Ganesha, also known as Lord Ganapati or Vinayaka, is one of the most revered and widely worshipped deities in Hindu mythology. He is easily recognizable with his elephant head and stout body, often depicted with multiple arms, seated on a lotus flower, and carrying various symbolic objects. As the Lord of Beginnings and the Remover of Obstacles, Ganesha holds a significant place in the pantheon of Hindu gods and goddesses. Let’s dive into the fascinating mythology surrounding Ganesha and explore the various aspects of his divine persona.
Birth of Ganesha
According to Hindu mythology, Ganesha was born to Lord Shiva, the destroyer, and Goddess Parvati, the divine mother. The story goes that while Parvati was preparing for a bath, she decided to create a guard to protect her privacy. She shaped a figure out of turmeric paste and infused life into it. Little did she know that this creation of hers would turn into her beloved son.
When Lord Shiva returned and attempted to enter the chamber, Ganesha, being fiercely protective of his mother, blocked his way. A battle ensued between Ganesha and Shiva, resulting in Shiva beheading Ganesha with his trident. Witnessing the anguish of Parvati, Shiva promised to bring Ganesha back to life. He ordered his followers to bring the head of the first living being they encountered. It happened to be an elephant, and thus Ganesha was resurrected with an elephant head.
Symbolism and Iconography
Ganesha’s unique appearance carries deep symbolism. His elephant head represents wisdom, intelligence, and the ability to overcome obstacles. The big ears signify the importance of listening, while the small eyes remind us to concentrate and focus on our goals. His potbelly represents the ability to digest both the good and the bad in life, teaching us acceptance and resilience. Moreover, Ganesha’s multiple arms symbolize his ability to multitask and accomplish various tasks simultaneously.
The most common iconographic representations of Ganesha include him holding an axe in one hand, representing the ability to cut through obstacles, and a noose in another, symbolizing the power to bring people closer to truth. Ganesha’s broken tusk represents sacrifice, as it is said that he used it to write the Mahabharata, one of the greatest Hindu epics.
Role and Significance
Ganesha’s popularity extends far and wide, and he is worshipped not only in Hinduism but also in various other cultures and religions. His role as the Remover of Obstacles makes him the go-to god for seekers of success, students, and those who embark on new ventures. Devotees often seek Ganesha’s blessings and guidance before starting any important task or undertaking.
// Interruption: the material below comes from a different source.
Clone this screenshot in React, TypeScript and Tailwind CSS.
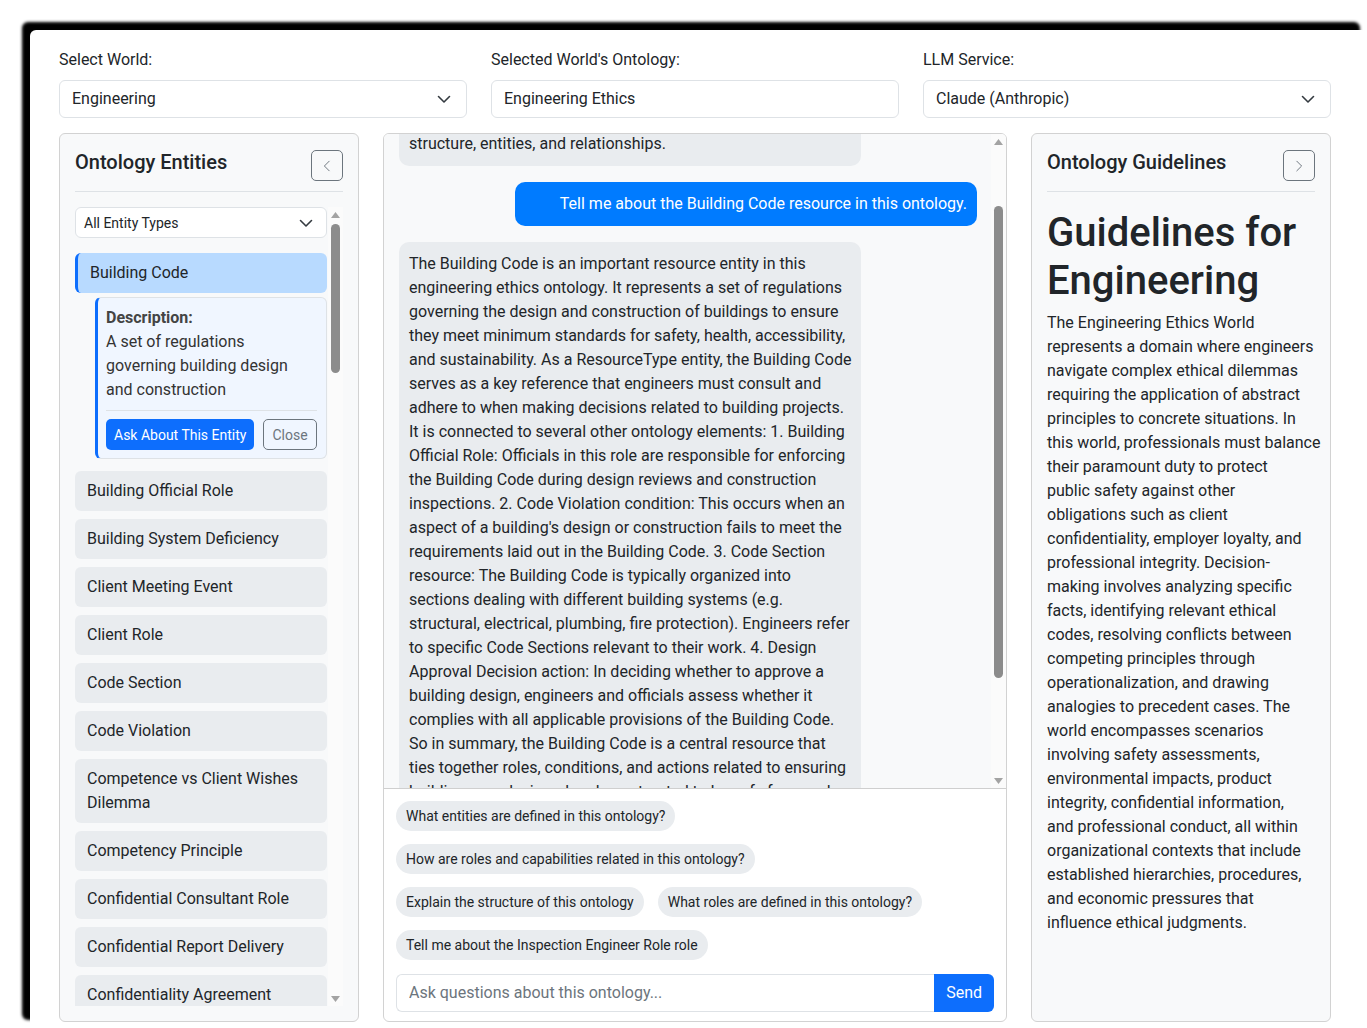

Ganesha is also revered as the patron of arts, science, literature, and knowledge. Many believe that worshipping Ganesha brings creativity, intellect, and prosperity into their lives. His association with education and learning has made him the beloved deity of students and teachers alike.
Festivals and Celebrations
The fervor and enthusiasm surrounding Ganesha can be witnessed during the grand festival of Ganesh Chaturthi. This festival, celebrated annually, marks the birth of Ganesha. Elaborate Ganesha idols are crafted and worshipped in homes and public places. The streets come alive with processions, music, and dance as devotees immerse the idols in water, symbolizing the return of Ganesha to his celestial abode.
Apart from Ganesh Chaturthi, Ganesha is also worshipped during other auspicious occasions and festivals such as Diwali, Navaratri, and weddings. His presence brings joy, prosperity, and auspiciousness to these celebrations.
Legends and Stories
Numerous legends and stories surround Ganesha, each highlighting different aspects of his divine personality. One popular story revolves around the race between Ganesha and his younger brother, Lord Kartikeya. When challenged to circumnavigate the world, Ganesha, known for his wisdom, simply circled around his parents, signifying that they were his universe. His devotion and intelligence won him the race.
Another interesting tale involves Ganesha’s insatiable appetite. It is said that when Ganesha consumed a large quantity of food, his belly almost burst. In a clever attempt to prevent his belly from exploding, Ganesha tied a snake around it, acting as a belt. This amusing tale emphasizes Ganesha’s wit and presence of mind.
Worshipping Ganesha is a significant practice in Hinduism. Devotees offer flowers, fruits, sweets, and coconuts to seek his blessings. Modak, a sweet dumpling, is considered Ganesha’s favorite food and is often prepared and distributed during his festivals.
Chanting Ganesha’s mantras, such as the famous “Om Gam Ganapataye Namaha,” is believed to invoke his divine presence and remove obstacles from one’s path. The repetition of these mantras is said to bring peace, prosperity, and spiritual growth.
Ganesha, with his rich mythology, symbolism, and widespread worship, holds a special place in the hearts of millions. As the embodiment of wisdom, intelligence, and the remover of obstacles, Ganesha guides his devotees on their journeys, inspiring them to face challenges with courage and determination. His stories and teachings continue to resonate with people across generations, making him a beloved deity in Hindu mythology.